Dudley certainly found my escapes from death to be more entertaining than big-fish tales.

“That must have made you go limp,” he exhaled. “You put in some serious overtime on that one. Was she evil? Or just Southern Baptist?”

‘Nothing southern about her,’ I said. ‘She came from Illinois. Her parents had been missionaries. They smiled a lot. She didn’t.’

“So how did it end up?”

‘In court… of course!’

“Who won?”

‘No one ever wins, Dudley. You know that. You Rebels are still fighting that very uncivil war. You win a few battles. But no one ever really wins. No one side is always right or wrong. Campaigns are won. And lost. But the only thing that changes hands… is money.
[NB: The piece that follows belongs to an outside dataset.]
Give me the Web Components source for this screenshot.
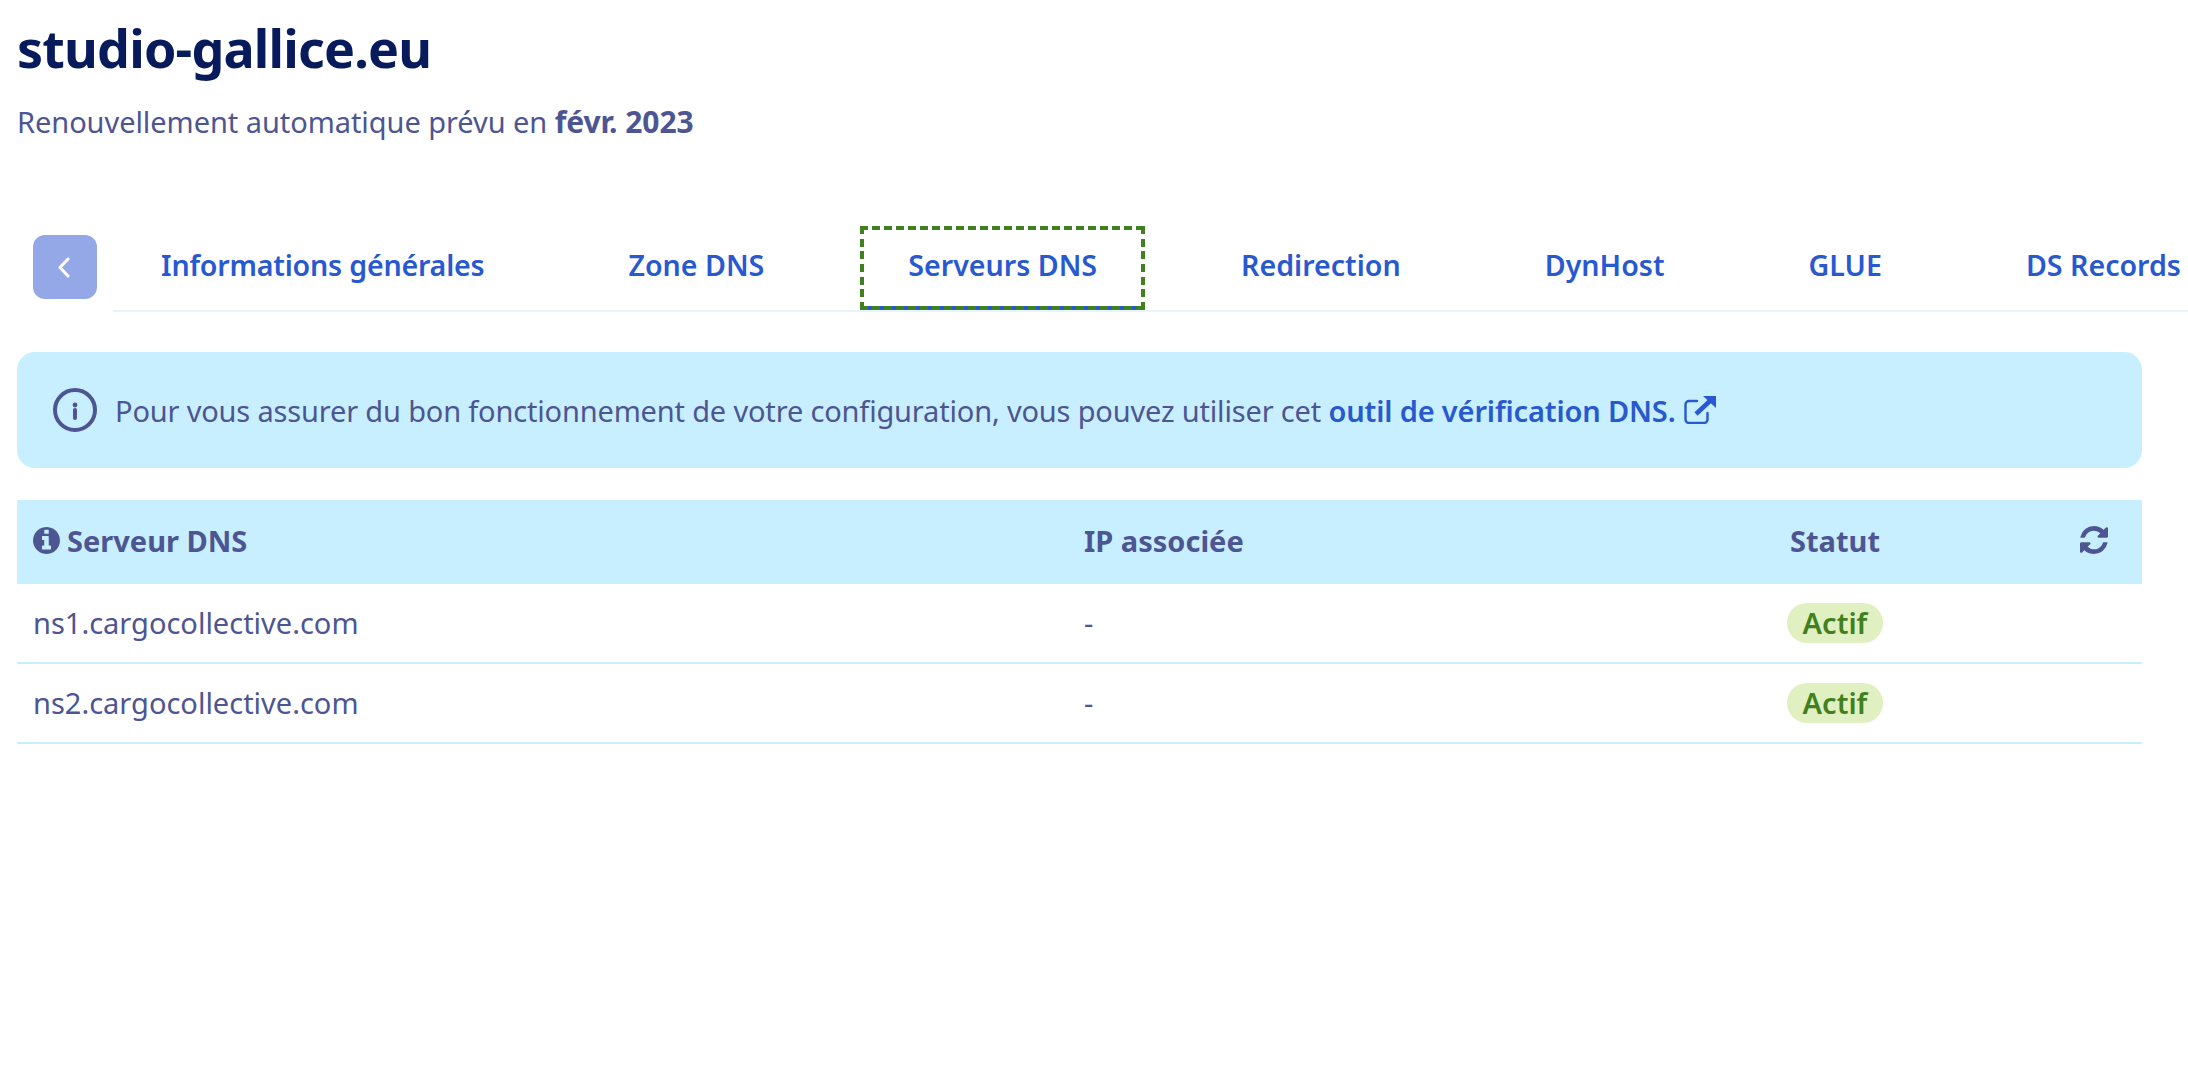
<!doctype html>
<html lang="fr">
<head>
<meta charset="utf-8">
<title>studio-gallice.eu</title>
<style>
  html, body { margin: 0; background: #fff; }
  body {
    font-family: "Noto Sans", "Open Sans", sans-serif;
    color: #4d5592;
    overflow: hidden;
  }
</style>
</head>
<body>
<domain-page>
  <page-header slot="header" name="studio-gallice.eu">Renouvellement automatique prévu en <b>févr. 2023</b></page-header>
  <tab-bar slot="tabs">
    <tab-item style="letter-spacing: -0.2px">Informations générales</tab-item>
    <tab-item>Zone DNS</tab-item>
    <tab-item active>Serveurs DNS</tab-item>
    <tab-item>Redirection</tab-item>
    <tab-item>DynHost</tab-item>
    <tab-item>GLUE</tab-item>
    <tab-item>DS Records</tab-item>
  </tab-bar>
  <info-alert slot="alert">Pour vous assurer du bon fonctionnement de votre configuration, vous pouvez utiliser cet <a href="#">outil de vérification DNS.</a></info-alert>
  <dns-table slot="table">
    <dns-row server="ns1.cargocollective.com" ip="-" status="Actif"></dns-row>
    <dns-row server="ns2.cargocollective.com" ip="-" status="Actif"></dns-row>
  </dns-table>
</domain-page>

<script>
function define(name, html, extra) {
  const template = document.createElement("template");
  template.innerHTML = html;
  customElements.define(name, class extends HTMLElement {
    constructor() {
      super();
      this.attachShadow({ mode: "open" }).appendChild(template.content.cloneNode(true));
    }
    connectedCallback() {
      if (extra) extra(this);
    }
  });
}

define("domain-page", `<style>
    :host { display: block; padding: 0 46px 0 17px; }
    .tabs { display: block; margin: 0 -46px 40px 16px; }
    .alert { display: block; margin-bottom: 32px; }
  </style>
  <slot name="header"></slot>
  <div class="tabs"><slot name="tabs"></slot></div>
  <div class="alert"><slot name="alert"></slot></div>
  <slot name="table"></slot>`);

define("page-header", `<style>
    :host { display: block; padding: 14px 0 84px; }
    h1 { margin: 0 0 20px; font-size: 52px; line-height: 68px; font-weight: 700; color: #061a5c; letter-spacing: -0.8px; }
    p { margin: 0; font-size: 29px; line-height: 40px; letter-spacing: -0.06px; }
    ::slotted(b) { font-weight: 700; font-size: 30px; }
  </style>
  <h1></h1>
  <p><slot></slot></p>`, (el) => {
    el.shadowRoot.querySelector("h1").textContent = el.getAttribute("name");
  });

define("tab-bar", `<style>
    :host { display: flex; align-items: flex-start; gap: 16px; }
    button {
      flex: none; width: 64px; height: 64px; margin-top: 9px; padding: 0; border: 0;
      border-radius: 12px; background: #94a8e8; display: flex; align-items: center; justify-content: center;
    }
    button svg { margin-right: 3px; }
    .strip {
      flex: 1; min-width: 0; display: flex; gap: 48px; overflow: hidden;
      border-bottom: 2px solid #e8f3fb;
    }
  </style>
  <button aria-label="Précédent">
    <svg width="13" height="21" viewBox="0 0 13 21"><path d="M11 2 3 10.5 11 19" fill="none" stroke="#fff" stroke-width="3" stroke-linecap="round" stroke-linejoin="round"/></svg>
  </button>
  <div class="strip"><slot></slot></div>`);

// dashes are gradients: the browser's own dashed border has a shorter pattern than the reference
const dashX = "repeating-linear-gradient(90deg, #41801f 0 8px, transparent 8px 12px)";
const dashY = "repeating-linear-gradient(180deg, #41801f 0 8px, transparent 8px 12.667px)";

define("tab-item", `<style>
    :host {
      flex: none; display: block; box-sizing: border-box; height: 84px; padding: 0 44px;
      border: 4px solid transparent; font-size: 28.6px; line-height: 70px; font-weight: 600;
      color: #2859d0; white-space: nowrap;
    }
    :host([active]) {
      background:
        ${dashX} top / 100% 4px no-repeat,
        ${dashX} bottom / 100% 4px no-repeat,
        ${dashY} left / 4px 100% no-repeat,
        ${dashY} right / 4px 100% no-repeat,
        linear-gradient(#2859d0, #2859d0) bottom / 100% 4px no-repeat;
      background-origin: border-box;
      background-clip: border-box;
    }
  </style>
  <slot></slot>`);

define("info-alert", `<style>
    :host {
      display: flex; align-items: center; gap: 18px; box-sizing: border-box; height: 116px;
      padding: 0 36px; border-radius: 18px; background: #c8efff;
      font-size: 29px; letter-spacing: -0.17px;
    }
    svg { flex: none; }
    ::slotted(a) { color: #2859d0; font-weight: 600; text-decoration: none; letter-spacing: -0.15px; }
    .text { display: flex; align-items: center; gap: 8px; white-space: nowrap; }
  </style>
  <svg width="44" height="44" viewBox="0 0 44 44" fill="none">
    <circle cx="22" cy="22" r="20" stroke="#4d5592" stroke-width="4"/>
    <circle cx="22" cy="17" r="2.4" fill="#4d5592"/>
    <path d="M22 22v8" stroke="#4d5592" stroke-width="4" stroke-linecap="round"/>
  </svg>
  <div class="text"><span><slot></slot></span>
    <svg width="32" height="28" viewBox="0 0 32 28" fill="none" stroke="#2859d0">
      <path d="M13 5H5a3.500 3.500 0 0 0-3.500 3.500v15A3.500 3.500 0 0 0 5 27h15a3.500 3.500 0 0 0 3.500-3.500V17" stroke-width="2.400" stroke-linecap="round"/>
      <path d="M12 18 27 4" stroke-width="4.500"/>
      <path d="M19 0h13v12z" fill="#2859d0" stroke="none"/>
    </svg>
  </div>`);

const columns = "1051px 667px 200px 207px";

define("dns-table", `<style>
    :host { display: block; --cols: ${columns}; }
    .head {
      display: grid; grid-template-columns: var(--cols); align-items: center; height: 84px;
      background: #c8efff; font-size: 29px; line-height: 40px; font-weight: 700;
    }
    .head > div { padding-left: 16px; }
    .head svg { margin-bottom: 4px; }
    .label { position: relative; top: -1px; }
    .first { display: flex; align-items: center; gap: 7px; }
    .status { text-align: center; padding-left: 0 !important; }
    .refresh { display: flex; justify-content: flex-end; padding-right: 34px; }
  </style>
  <div class="head">
    <div class="first">
      <svg width="27" height="27" viewBox="0 128 1536 1536" fill="#4d5592"><path d="M1024 1376v-160q0-14-9-23t-23-9h-96v-512q0-14-9-23t-23-9h-320q-14 0-23 9t-9 23v160q0 14 9 23t23 9h96v320h-96q-14 0-23 9t-9 23v160q0 14 9 23t23 9h448q14 0 23-9t9-23zm-128-896v-160q0-14-9-23t-23-9h-192q-14 0-23 9t-9 23v160q0 14 9 23t23 9h192q14 0 23-9t9-23zm640 416q0 209-103 385.500t-279.500 279.500-385.500 103-385.500-103-279.500-279.500-103-385.500 103-385.500 279.500-279.500 385.500-103 385.500 103 279.500 279.500 103 385.500z"/></svg>
      <span class="label">Serveur DNS</span>
    </div>
    <div><span class="label">IP associée</span></div>
    <div class="status"><span class="label">Statut</span></div>
    <div class="refresh">
      <svg width="28" height="28" viewBox="0 128 1536 1536" fill="#4d5592"><path d="M1511 1056q0 5-1 7-64 268-268 434.500t-478 166.500q-146 0-282.500-55t-243.500-157l-129 129q-19 19-45 19t-45-19-19-45v-448q0-26 19-45t45-19h448q26 0 45 19t19 45-19 45l-137 137q71 66 161 102t187 36q134 0 250-65t186-179q11-17 53-117 8-23 30-23h192q13 0 22.500 9.500t9.500 22.500zm25-800v448q0 26-19 45t-45 19h-448q-26 0-45-19t-19-45 19-45l138-138q-148-137-349-137-134 0-250 65t-186 179q-11 17-53 117-8 23-30 23h-199q-13 0-22.500-9.500t-9.500-22.500v-7q65-268 270-434.500t480-166.500q146 0 284 55.500t245 156.500l130-129q19-19 45-19t45 19 19 45z"/></svg>
    </div>
  </div>
  <slot></slot>`);

define("dns-row", `<style>
    :host {
      display: grid; grid-template-columns: var(--cols); align-items: center; box-sizing: border-box;
      height: 80px; border-bottom: 2px solid #c8efff; font-size: 29px; line-height: 40px;
    }
    .cell { padding-left: 16px; }
    .status { display: flex; justify-content: center; }
  </style>
  <div class="cell server"></div>
  <div class="cell ip"></div>
  <div class="status"><status-pill></status-pill></div>
  <div></div>`, (el) => {
    const root = el.shadowRoot;
    root.querySelector(".server").textContent = el.getAttribute("server");
    root.querySelector(".ip").textContent = el.getAttribute("ip");
    root.querySelector("status-pill").textContent = el.getAttribute("status");
  });

define("status-pill", `<style>
    :host {
      display: block; box-sizing: border-box; width: 96px; height: 40px; border-radius: 20px;
      background: #e0f0c0; color: #41801f; font-size: 29px; line-height: 40px; font-weight: 600;
      text-align: center;
    }
  </style>
  <slot></slot>`);
</script>
</body>
</html>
‘She lost. But she still got the money. And the kids. So what did I win? Who got punished. You thought punishment was justice for the unjust? In the next world you get justice. In this one you get the law. And you are constantly left wondering: Where does the law stop and justice begin? Because someone seems to have kidnapped justice and hid it in the law.’


You see what happens, like with Dudley and me, when you get past the ceremonial bullshit and nattering. You actually tell each other something that doesn’t sound like a weather report. Or a football concussion.

Look, I know that ‘How are you?’ is a greeting… and not a question to send you into great constipated lengths about your sciatica. I usually respond with ‘I am glad you asked’ before smirking: ‘You got a few hours?’

And when their eyes go into the panic of a man who suddenly realizes he has mailed the wrong letters to his wife and mistress, I simply offer: ‘I am effervescent.’ And you can see their relief, like a bus just ran over the mailman.

The trouble, as I told Dudley, is now I’ve met this dentist from Siberia who’s confusing me. After 2 years she’s still healing from an ex-husband, who was a veteran with mental wounds. He drank himself to death after they were already divorced. But she seems afraid to let go of the past. You know, and at least give herself – and us – a chance at the ring on the merry-go-round.

After texting her some metaphysical concoction the other day she replied that she “liked people who have the life of the mind. Your words are so… free and extravagant. I didn’t know many people like you in life. I always gravitated to suffering, stoic types with no emotions.”

“Uh-oh…” said Dudley, “set your stop watch.”

Sooo…. It’s three weeks into the new year. And obviously I feel things are getting recycled. I don’t do resolutions because I don’t need to lose weight. Or quit drinking. Or get something done I’ve been promising to do. I just need to get to it. All of it.

And finally Dudley, getting back to being a tad melancholy, ventured into exploring what he apparently had been investigating most recently in his own life. And no doubt why he suddenly phoned instead of spitting in the wind. He was missing not having someone in his life to share the morning smiles and pillow talk. He was lonely. And now he poignantly asked if I was too.

And I told him that I have made good friends — with loneliness. I am able to lose myself constantly in crowds. Forever the observer. The voyeur. The wanderer. The itinerant journalist still lingering in us.

I have enough ‘buddies,’ I told him. But then rather candidly confessed: ‘ But I do miss companionship. I also miss being in love. I know it can be suffocating. I know it is like smoking an exploding cigar. But I need it. I need somebody to love.

‘I guess I need to suffer,’ I said.

Dudley chuckled softly: “That’s why g-d made Eve.”

But of course. In the meantime, I admitted, ‘I always leave a light on and the radio playing so I don’t come home to a dark and empty house.’

It’s strange to be telling this to someone like Dudley who’s not really a close friend any more. Just somebody I used to know well before life and fate and inconvenient truths intervened. I guess we all need a tell-tale heart of someone to just talk with to get the words flowing. And here’s an old friend, who just called to say hello. And wish me what we all wish for — to learn from yesterday. Live for today. And hope for tomorrow.

True conversations can be like that. You catch a person with a smile in his voice and a humor that masks all those nagging thoughts. It helps to keep the wind at your back for another trip around the sun.